[Answered] Critically analyze the institutional and strategic challenges involved in India’s quest for full IEA membership. Evaluate how the necessity of amending the founding charter and meeting stringent oil reserve mandates impacts India’s pursuit of global energy leadership.”

Introduction

India, the world’s third-largest energy consumer and oil importer (BP Statistical Review 2024), accounts for nearly 7% of global energy demand, making its bid for full membership in the International Energy Agency strategically consequential.

Institutional Challenge: The OECD-Linked Legal Framework

Historical Origins and Structural Constraint

  1. The International Energy Agency (IEA) was established in 1974 under the Agreement on an International Energy Program (IEP) in response to the oil shock following the Yom Kippur War.
  2. Membership was restricted to members of the Organisation for Economic Co-operation and Development (OECD), reflecting its identity as a club of advanced industrial economies.
  3. India, though an Associate Member since 2017, is not an OECD member. Granting it full membership requires a unanimous amendment of the IEA’s founding charter—a rare institutional step.
  4. Such a reform raises normative questions: Should the IEA remain an OECD-centric “energy security club,” or evolve into a universal governance body reflecting new consumption realities?

Governance Implications

  1. IEA’s current 32 members (33 with Colombia’s induction) collectively represent declining shares of global demand.
  2. Without India and China, the IEA risks diminished legitimacy in shaping global energy norms. However, altering its charter for India could set precedents for Brazil or South Africa, potentially transforming its institutional identity.
  3. Thus, India’s membership bid is not merely procedural; it is a structural redefinition of global energy governance.

Strategic Challenge: The 90-Day Strategic Petroleum Reserve (SPR) Mandate

  1. The Oil Security Threshold: A core IEA obligation mandates members to maintain oil stocks equivalent to at least 90 days of prior year’s net imports. India’s Strategic Petroleum Reserve capacity—developed at Vishakhapatnam, Mangaluru and Padur—covers roughly 9–10 days of imports. Even including commercial inventories, India falls significantly short. Bridging this gap would require billions of dollars in capital expenditure, at a time when India is balancing fiscal priorities such as renewable expansion, green hydrogen, and energy access.
  2. Fiscal and Developmental Trade-Offs: India imports nearly 85% of its crude oil. Expanding SPR infrastructure implies opportunity costs: resources diverted to stockpiling fossil fuels may constrain investments in renewables under India’s Nationally Determined Contributions (NDCs). Moreover, the IEA requires “demand restraint mechanisms” (7–10% reduction capacity during emergencies). Implementing such measures in a rapidly industrialising economy presents political and economic challenges.
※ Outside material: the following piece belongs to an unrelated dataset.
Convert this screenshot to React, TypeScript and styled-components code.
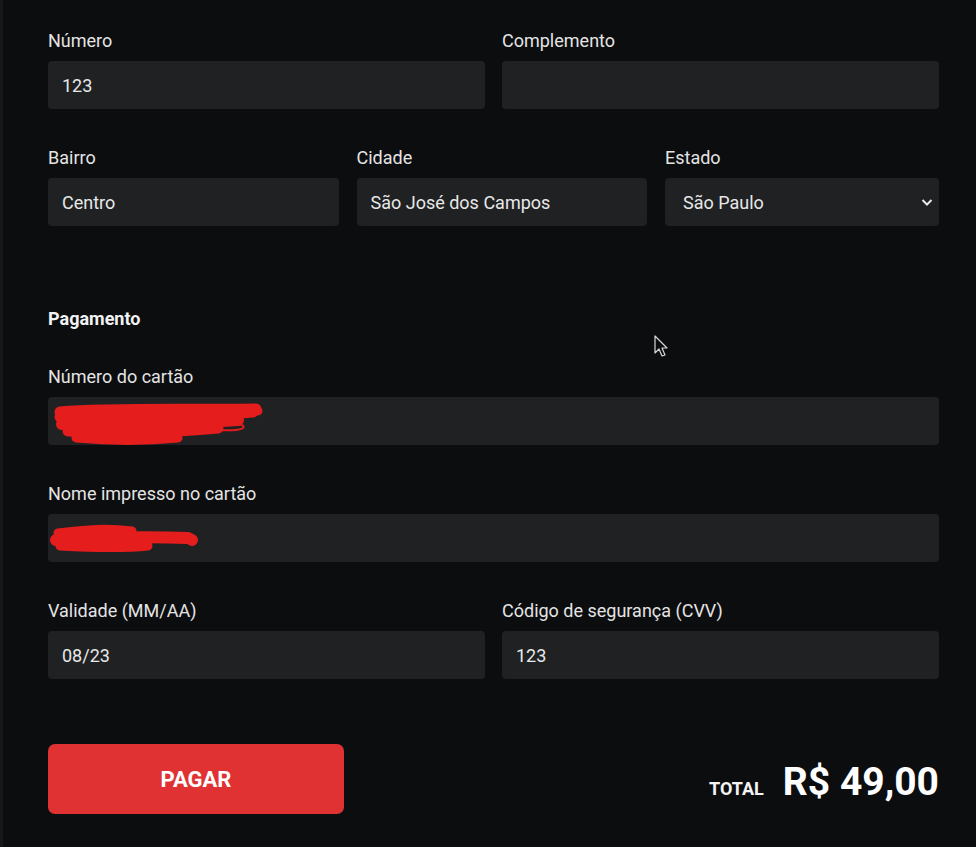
import styled, { createGlobalStyle } from "styled-components"

const GlobalStyle = createGlobalStyle`
    html, body {
        margin: 0;
        padding: 0;
        background-color: #0c0d0f;
    }
    * {
        box-sizing: border-box;
    }
`

const Page = styled.div`
    position: relative;
    min-height: 847px;
    background-color: #0c0d0f;
    border-left: solid 3px #16171a;
    padding: 31px 37px 0px 45px;
    font-family: Roboto, "Liberation Sans", sans-serif;
    color: #e6e6e6;
`

const Row = styled.div<{ cols: string; gap?: number; last?: boolean }>`
    display: grid;
    grid-template-columns: ${(props) => props.cols};
    column-gap: ${(props) => props.gap ?? 17}px;
    margin-bottom: ${(props) => (props.last ? 0 : 39)}px;
`

const Field = styled.div`
    display: flex;
    flex-direction: column;
    gap: 10px;
    min-width: 0;
`

const Label = styled.label`
    font-size: 18px;
    line-height: 20px;
    color: #e4e4e4;
`

const InputBox = styled.div`
    position: relative;
    height: 48px;
`

const TextInput = styled.input`
    width: 100%;
    height: 100%;
    border: 0;
    border-radius: 4px;
    background-color: #1f2123;
    color: #e8e8e8;
    font-family: Roboto, "Liberation Sans", sans-serif;
    font-size: 18px;
    padding: 0px 14px;
    outline: 0;
`

const Select = styled.select`
    width: 100%;
    height: 100%;
    border: 0;
    border-radius: 4px;
    background-color: #1f2123;
    color: #e8e8e8;
    font-family: Roboto, "Liberation Sans", sans-serif;
    font-size: 18px;
    padding: 0px 18px;
    outline: 0;
    appearance: none;
    -webkit-appearance: none;
`

const Chevron = styled.svg`
    position: absolute;
    right: 6px;
    top: 19px;
    pointer-events: none;
`

const Scribble = styled.svg`
    position: absolute;
    left: 0;
    top: 0;
    pointer-events: none;
`

const SectionTitle = styled.div`
    font-size: 18px;
    line-height: 20px;
    font-weight: 700;
    color: #f2f2f2;
    margin: 83px 0px 38px 0px;
`

const Footer = styled.div`
    display: flex;
    align-items: center;
    justify-content: space-between;
    margin-top: 65px;
`

const PayButton = styled.button`
    width: 296px;
    height: 70px;
    border: 0;
    border-radius: 7px;
    background-color: #e03232;
    color: #ffffff;
    font-family: Roboto, "Liberation Sans", sans-serif;
    font-size: 22px;
    font-weight: 700;
    cursor: pointer;
`

const Total = styled.div`
    display: flex;
    align-items: baseline;
    gap: 19px;
    padding-top: 5px;
`

const TotalLabel = styled.span`
    font-size: 18px;
    font-weight: 700;
    color: #f4f4f4;
`

const TotalValue = styled.span`
    font-size: 39px;
    font-weight: 700;
    color: #ffffff;
`

const Cursor = styled.svg`
    position: absolute;
    left: 651px;
    top: 335px;
`

interface InputFieldProps {
    label: string;
    value?: string;
    scribble?: React.ReactNode;
}

function InputField(props: InputFieldProps) {
    return (
        <Field>
            <Label>{props.label}</Label>
            <InputBox>
                <TextInput readOnly value={props.value ?? ''} />
                {props.scribble}
            </InputBox>
        </Field>
    )
}

function CardScribble() {
    return (
        <Scribble width="260" height="50" viewBox="0 0 260 50">
            <g fill="none" stroke="#e51d1d" strokeLinecap="round" strokeLinejoin="round">
                <path d="M12 15 C60 11 120 13 208 12" strokeWidth="11" />
                <path d="M12 20 C70 18 140 20 205 15" strokeWidth="11" />
                <path d="M14 27 C60 25 120 28 190 23" strokeWidth="12" />
                <path d="M20 34 C70 36 120 36 170 31" strokeWidth="11" />
                <path d="M28 41 C60 44 90 45 130 41" strokeWidth="9" />
                <path d="M170 12 L210 14" strokeWidth="9" />
                <path d="M150 29 C175 27 200 25 195 31 C190 35 160 33 150 31" strokeWidth="2" />
                <path d="M180 20 C190 18 200 16 205 14" strokeWidth="7" />
            </g>
        </Scribble>
    )
}

function NameScribble() {
    return (
        <Scribble width="200" height="50" viewBox="0 0 200 50">
            <g fill="none" stroke="#e51d1d" strokeLinecap="round" strokeLinejoin="round">
                <path d="M10 19 C40 15 60 14 84 17" strokeWidth="9" />
                <path d="M8 26 C50 24 90 22 140 24 L144 26" strokeWidth="12" />
                <path d="M12 32 C50 34 80 34 100 32" strokeWidth="9" />
            </g>
        </Scribble>
    )
}

export default function App() {
    return (
        <>
            <GlobalStyle />
            <Page>
                <Row cols="1fr 1fr">
                    <InputField label="Número" value="123" />
                    <InputField label="Complemento" />
                </Row>
                <Row cols="1fr 1fr 274px" gap={18} last>
                    <InputField label="Bairro" value="Centro" />
                    <InputField label="Cidade" value="São José dos Campos" />
                    <Field>
                        <Label>Estado</Label>
                        <InputBox>
                            <Select defaultValue="SP">
                                <option value="SP">São Paulo</option>
                                <option value="RJ">Rio de Janeiro</option>
                                <option value="MG">Minas Gerais</option>
                            </Select>
                            <Chevron width="12" height="10" viewBox="0 0 12 10">
                                <path d="M1.5 3 L6 7.5 L10.5 3" fill="none" stroke="#e8e8e8" strokeWidth="2" />
                            </Chevron>
                        </InputBox>
                    </Field>
                </Row>

                <SectionTitle>Pagamento</SectionTitle>

                <Row cols="1fr">
                    <InputField label="Número do cartão" scribble={<CardScribble />} />
                </Row>
                <Row cols="1fr">
                    <InputField label="Nome impresso no cartão" scribble={<NameScribble />} />
                </Row>
                <Row cols="1fr 1fr" last>
                    <InputField label="Validade (MM/AA)" value="08/23" />
                    <InputField label="Código de segurança (CVV)" value="123" />
                </Row>

                <Footer>
                    <PayButton>PAGAR</PayButton>
                    <Total>
                        <TotalLabel>TOTAL</TotalLabel>
                        <TotalValue>R$ 49,00</TotalValue>
                    </Total>
                </Footer>

                <Cursor width="14" height="24" viewBox="0 0 14 24">
                    <path d="M1 1 L1 18 L5 14 L8 21 L11 20 L8 13 L13 13 Z" fill="#0c0d0f" stroke="#d8d8d8" strokeWidth="1.2" strokeLinejoin="round" />
                </Cursor>
            </Page>
        </>
    )
}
Strategic Gains: Why India Still Pursues Membership

  1. From Rule-Taker to Rule-Maker: As an Associate Member, India participates in deliberations but lacks voting rights. Full membership would allow India to influence collective stock releases, market stabilization mechanisms (as seen during the 1991 Gulf War and the 2022 Ukraine crisis), and global energy transition frameworks.
  2. Energy Transition Leadership: IEA has evolved beyond oil security into climate modelling, clean energy pathways, and critical minerals governance. Its “Net Zero by 2050” roadmap shapes global investment flows. India’s leadership in solar energy through the International Solar Alliance and its LiFE (Lifestyle for Environment) initiative—whose mitigation potential (2 billion tonnes CO₂ by 2030) was highlighted by IEA—positions it as a bridge between developed and developing worlds.
  3. Voice of the Global South: India can advocate for “energy justice,” ensuring that transition finance addresses developmental imperatives. Its membership would recalibrate IEA’s priorities toward affordability, equity, and differentiated responsibilities under the Paris Agreement.

Implications for Global Energy Leadership

  1. The necessity of amending the charter underscores India’s rising systemic importance. However, compliance with reserve mandates tests its fiscal resilience and strategic autonomy.
  2. India must negotiate a phased integration model—balancing stockpile expansion with renewable acceleration (500 GW non-fossil target by 2030).
  3. Ultimately, India’s quest reflects a broader geopolitical transition: energy governance shifting from OECD dominance to multipolar inclusion.

Conclusion

As President Ram Nath Kovind observed at the International Solar Alliance Assembly, sustainable energy must balance security with equity. India’s IEA bid must harmonize strategic oil security with climate-conscious global leadership.